*What to do:*
Look for "that" in each line of the entries, and return the matching lines.

*Extracted material:*
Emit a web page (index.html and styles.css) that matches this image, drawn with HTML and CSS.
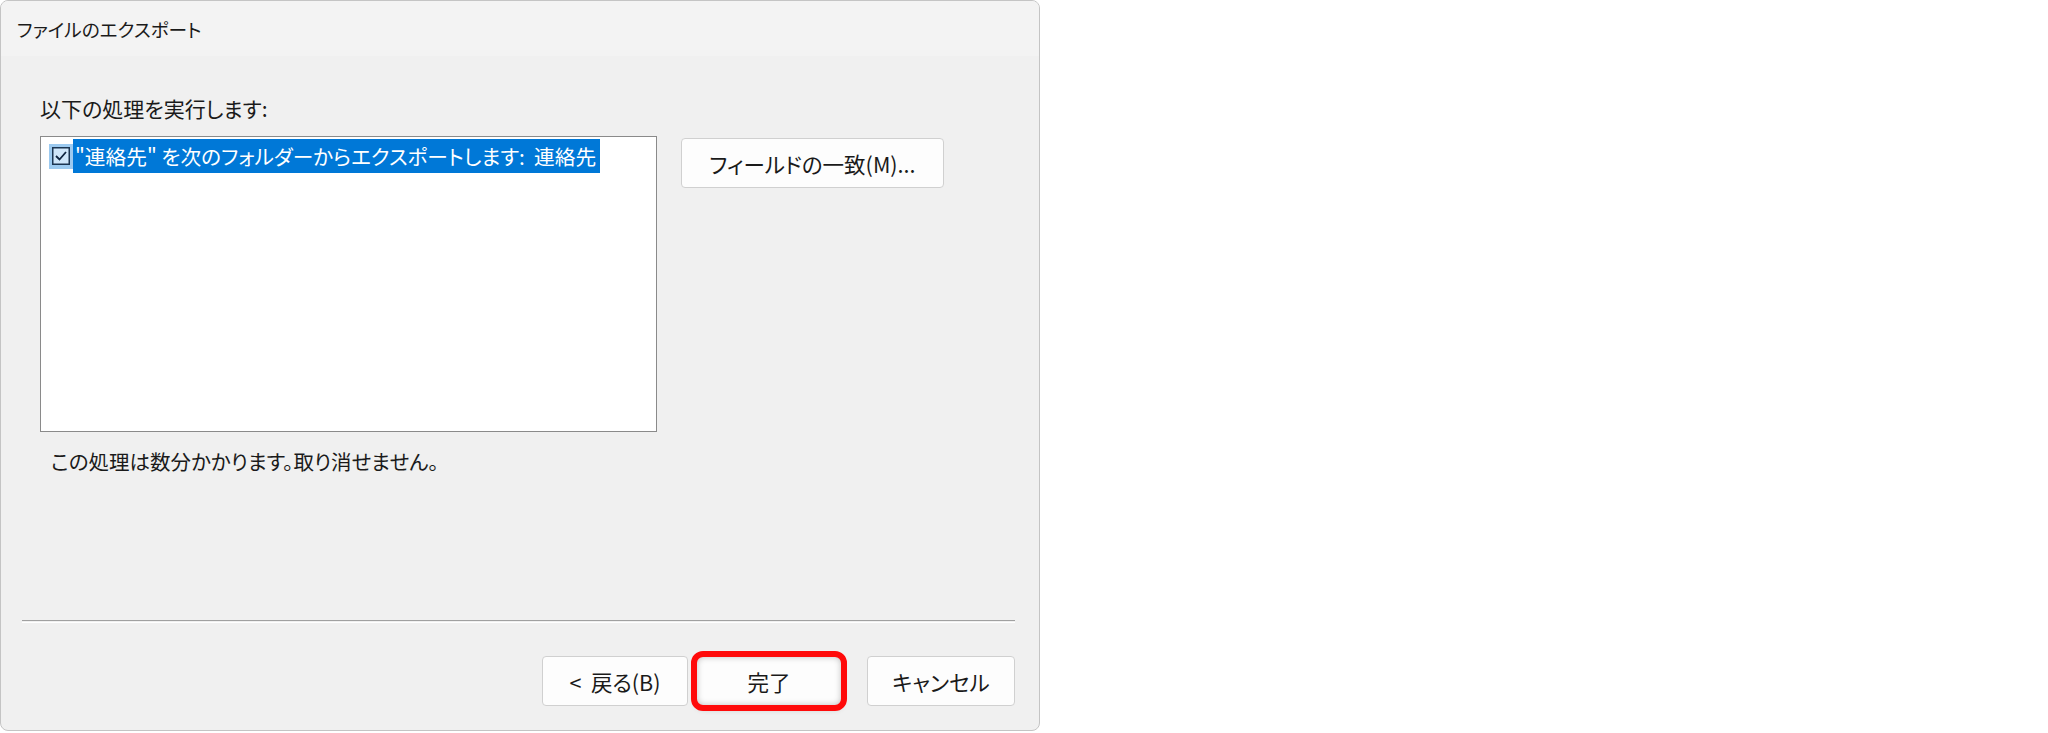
FILE: index.html
```html
<!DOCTYPE html>
<html lang="ja">
<head>
  <meta charset="UTF-8">
  <title>ファイルのエクスポート</title>
  <link rel="stylesheet" href="styles.css">
</head>
<body>

  <div class="dialog">
    <div class="titlebar">ファイルのエクスポート</div>

    <div class="content">
      <div class="label">以下の処理を実行します:</div>

      <div class="row">
        <div class="listbox">
          <div class="item">
            <span class="check">
              <svg width="18" height="18" viewBox="0 0 18 18">
                <rect x="0.75" y="0.75" width="16.5" height="16.5" fill="#cfe6fa" stroke="#1b3552" stroke-width="1.5"/>
                <path d="M4 9 L7.5 12.5 L14 5" fill="none" stroke="#0f2540" stroke-width="1.8"/>
              </svg>
            </span>
            <span class="selected">"連絡先" を次のフォルダーからエクスポートします:&nbsp; 連絡先</span>
          </div>
        </div>
        <button class="btn field">フィールドの一致(M)...</button>
      </div>

      <div class="note">この処理は数分かかります。取り消せません。</div>
    </div>

    <div class="separator"></div>

    <div class="footer">
      <button class="btn back">&lt;&nbsp; 戻る(B)</button>
      <button class="btn finish">完了</button>
      <button class="btn cancel">キャンセル</button>
    </div>
  </div>

</body>
</html>
```

FILE: styles.css
```css
body { margin: 0; background: #fff; font-family: "Noto Sans CJK JP", "Noto Sans", sans-serif; font-feature-settings: "palt"; color: #1a1a1a; }
.dialog { width: 1038px; height: 729px; border: 1px solid #c4c4c4; border-radius: 8px; background: #f0f0f0; display: flex; flex-direction: column; overflow: hidden; }
.titlebar { height: 55px; line-height: 56px; padding-left: 16px; font-size: 18.7px; background: #f3f3f3; }
.content { flex: 1; padding: 37px 0 0 39px; }
.label { font-size: 21px; line-height: 30px; height: 30px; }
.row { display: flex; align-items: flex-start; margin-top: 13px; }
.listbox { width: 615px; height: 294px; border: 1px solid #8a8a8a; background: #fff; }
.item { display: flex; align-items: center; margin-top: 2px; }
.check { width: 24px; height: 25px; margin-left: 8px; background: #9ccaf0; display: flex; align-items: center; justify-content: center; }
.check svg { display: block; }
.selected { height: 34px; line-height: 34px; padding: 0 4px 0 2px; background: #0078d7; color: #fff; font-size: 20.7px; }
.btn { height: 50px; border: 1px solid #d0d0d0; border-radius: 4px; background: #fdfdfd; font-family: inherit; font-feature-settings: "palt"; font-size: 21.5px; color: #1a1a1a; padding: 0; }
.field { width: 263px; margin: 2px 0 0 24px; }
.note { font-size: 20.5px; line-height: 30px; margin: 14px 0 0 11px; }
.separator { height: 1px; margin: 0 24px 0 21px; border-top: 1px solid #a0a0a0; border-bottom: 1px solid #fff; }
.footer { display: flex; justify-content: flex-end; padding: 33px 24px 24px 0; }
.back { width: 146px; }
.finish { width: 146px; margin-left: 8px; outline: 6px solid #ff0a0a; outline-offset: -1px; border-radius: 7px; box-shadow: inset 0 0 6px rgba(0,0,0,0.25), 0 3px 6px rgba(0,0,0,0.2); }
.cancel { width: 148px; margin-left: 25px; }
```
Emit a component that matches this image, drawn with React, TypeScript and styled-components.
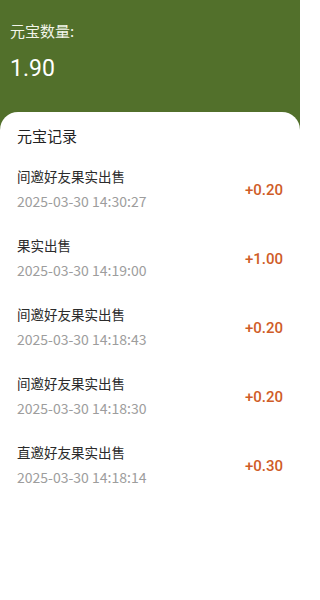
import React from "react";
import styled, { createGlobalStyle } from "styled-components";

const Global = createGlobalStyle`
  html, body { margin: 0; padding: 0; background: #ffffff; }
  body { font-family: Roboto, "Noto Sans CJK SC", "Noto Sans", sans-serif; }
  * { box-sizing: border-box; }
`;

const Page = styled.div`
  width: 300px;
  height: 600px;
  background: #52702b;
  display: flex;
  flex-direction: column;
  overflow: hidden;
`;

const Header = styled.div`
  height: 112px;
  padding: 21px 10px 0 10px;
  display: flex;
  flex-direction: column;
  color: #f2f5ea;
`;

const Label = styled.div`
  font-family: "Noto Sans CJK SC", sans-serif;
  font-size: 15px;
  line-height: 20px;
`;

const Balance = styled.div`
  font-family: Roboto, "Noto Sans CJK SC", sans-serif;
  font-size: 23px;
  line-height: 28px;
  margin-top: 14px;
  color: #ffffff;
`;

const Card = styled.div`
  flex: 1;
  background: #ffffff;
  border-radius: 18px 18px 0 0;
  padding: 14px 17px 0 17px;
`;

const CardTitle = styled.div`
  font-family: "Noto Sans CJK SC", sans-serif;
  font-size: 15px;
  line-height: 20px;
  color: #222222;
  margin-bottom: 21px;
`;

const List = styled.div`
  display: flex;
  flex-direction: column;
  gap: 26px;
`;

const Row = styled.div`
  display: flex;
  align-items: center;
  justify-content: space-between;
`;

const Info = styled.div`
  display: flex;
  flex-direction: column;
  gap: 8px;
`;

const Title = styled.div`
  font-family: "Noto Sans CJK SC", sans-serif;
  font-size: 13.5px;
  line-height: 18px;
  color: #2b2b2b;
`;

const Time = styled.div`
  font-family: "Noto Sans CJK SC", sans-serif;
  font-size: 14px;
  line-height: 17px;
  color: #9d9d9d;
`;

const Amount = styled.div`
  font-family: Roboto, sans-serif;
  font-size: 15px;
  font-weight: 500;
  color: #cf5c27;
  margin-top: 2px;
`;

const records = [
  { title: "间邀好友果实出售", time: "2025-03-30 14:30:27", amount: "+0.20" },
  { title: "果实出售", time: "2025-03-30 14:19:00", amount: "+1.00" },
  { title: "间邀好友果实出售", time: "2025-03-30 14:18:43", amount: "+0.20" },
  { title: "间邀好友果实出售", time: "2025-03-30 14:18:30", amount: "+0.20" },
  { title: "直邀好友果实出售", time: "2025-03-30 14:18:14", amount: "+0.30" },
];

export default function App() {
  return (
    <>
      <Global />
      <Page>
        <Header>
          <Label>元宝数量:</Label>
          <Balance>1.90</Balance>
        </Header>
        <Card>
          <CardTitle>元宝记录</CardTitle>
          <List>
            {records.map((r, i) => (
              <Row key={i}>
                <Info>
                  <Title>{r.title}</Title>
                  <Time>{r.time}</Time>
                </Info>
                <Amount>{r.amount}</Amount>
              </Row>
            ))}
          </List>
        </Card>
      </Page>
    </>
  );
}
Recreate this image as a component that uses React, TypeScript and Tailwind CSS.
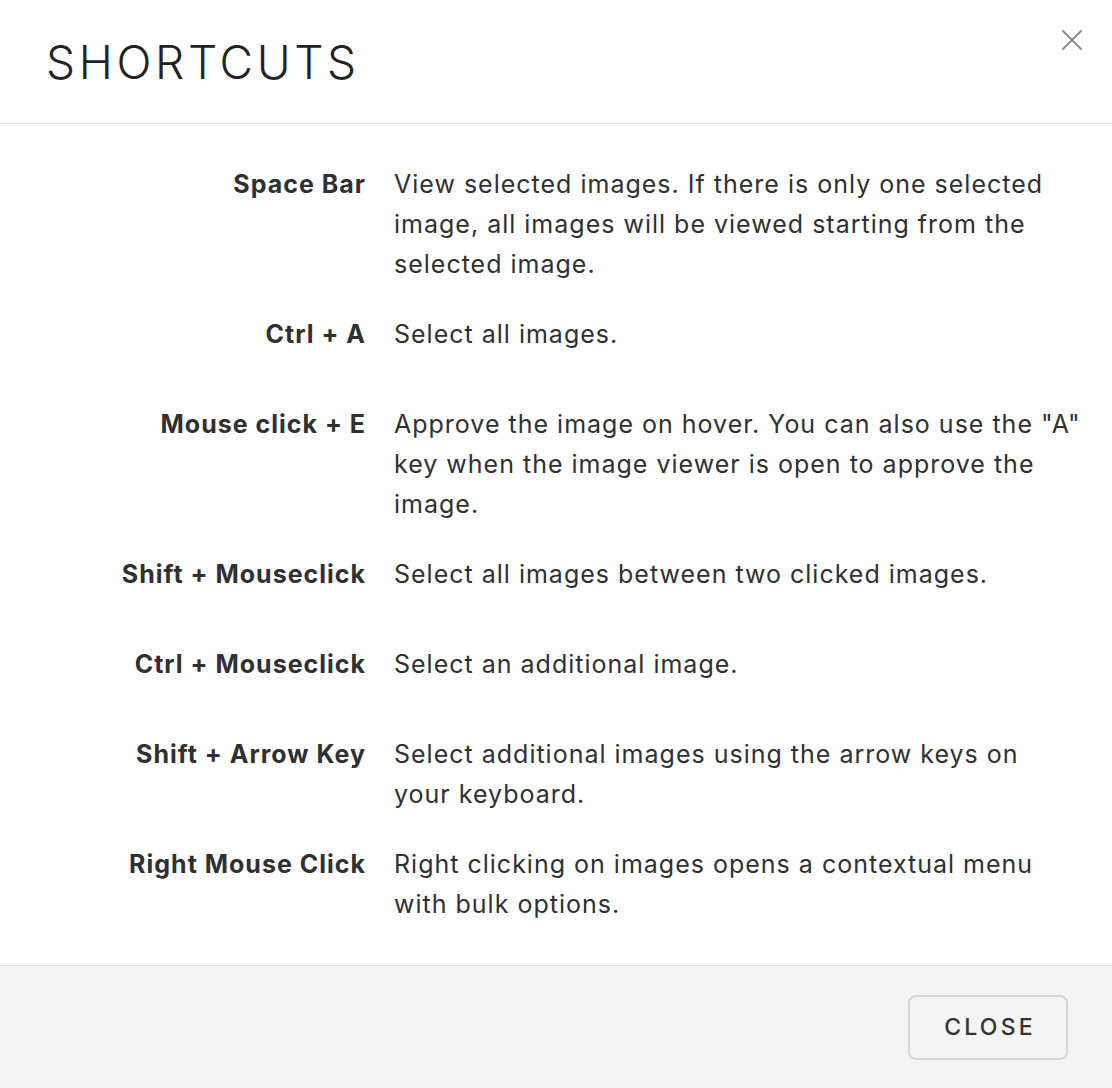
import React from 'react'

type Shortcut = {
  keys: string
  description: string
}

const shortcuts: Shortcut[] = [
  {
    keys: 'Space Bar',
    description:
      'View selected images. If there is only one selected image, all images will be viewed starting from the selected image.',
  },
  { keys: 'Ctrl + A', description: 'Select all images.' },
  {
    keys: 'Mouse click + E',
    description:
      'Approve the image on hover. You can also use the "A" key when the image viewer is open to approve the image.',
  },
  {
    keys: 'Shift + Mouseclick',
    description: 'Select all images between two clicked images.',
  },
  { keys: 'Ctrl + Mouseclick', description: 'Select an additional image.' },
  {
    keys: 'Shift + Arrow Key',
    description:
      'Select additional images using the arrow keys on your keyboard.',
  },
  {
    keys: 'Right Mouse Click',
    description:
      'Right clicking on images opens a contextual menu with bulk options.',
  },
]

const CloseIcon = () => (
  <svg width="20" height="20" viewBox="0 0 20 20" fill="none">
    <path
      d="M1 1L19 19M19 1L1 19"
      stroke="#8a8a8a"
      strokeWidth="1.8"
      strokeLinecap="round"
    />
  </svg>
)

export default function App() {
  return (
    <div
      className="flex h-screen w-full flex-col bg-white text-[#303030]"
      style={{ fontFamily: 'Inter, "Noto Sans", sans-serif' }}
    >
      {/* header */}
      <div className="relative flex h-[124px] shrink-0 items-center border-b border-[#e6e6e6] px-[46px]">
        <h2 className="text-[46px] font-light leading-none tracking-[0.08em] text-[#222]">
          SHORTCUTS
        </h2>
        <button className="absolute right-[30px] top-[30px]">
          <CloseIcon />
        </button>
      </div>

      {/* body */}
      <div className="flex flex-1 flex-col gap-[30px] pl-12 pt-10">
        {shortcuts.map((s) => (
          <div key={s.keys} className="flex min-h-[60px] gap-7">
            <span className="w-[318px] shrink-0 text-right text-[25px] font-bold leading-[40px] tracking-[1px]">
              {s.keys}
            </span>
            <span className="w-[687px] text-[25px] leading-[40px] tracking-[1px]">
              {s.description}
            </span>
          </div>
        ))}
      </div>

      {/* footer */}
      <div className="flex h-[123px] shrink-0 items-center justify-end border-t border-[#dcdcdc] bg-[#f4f4f4] pr-11">
        <button className="flex h-[65px] w-[160px] items-center justify-center rounded-lg border-2 border-[#d6d6d6] pl-1 text-[23px] font-medium tracking-[0.14em] text-[#333]">
          CLOSE
        </button>
      </div>
    </div>
  )
}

*Complete answer:*
Emit a web page (index.html and styles.css) that matches this image, drawn with HTML and CSS.
Emit a component that matches this image, drawn with React, TypeScript and styled-components.
Recreate this image as a component that uses React, TypeScript and Tailwind CSS.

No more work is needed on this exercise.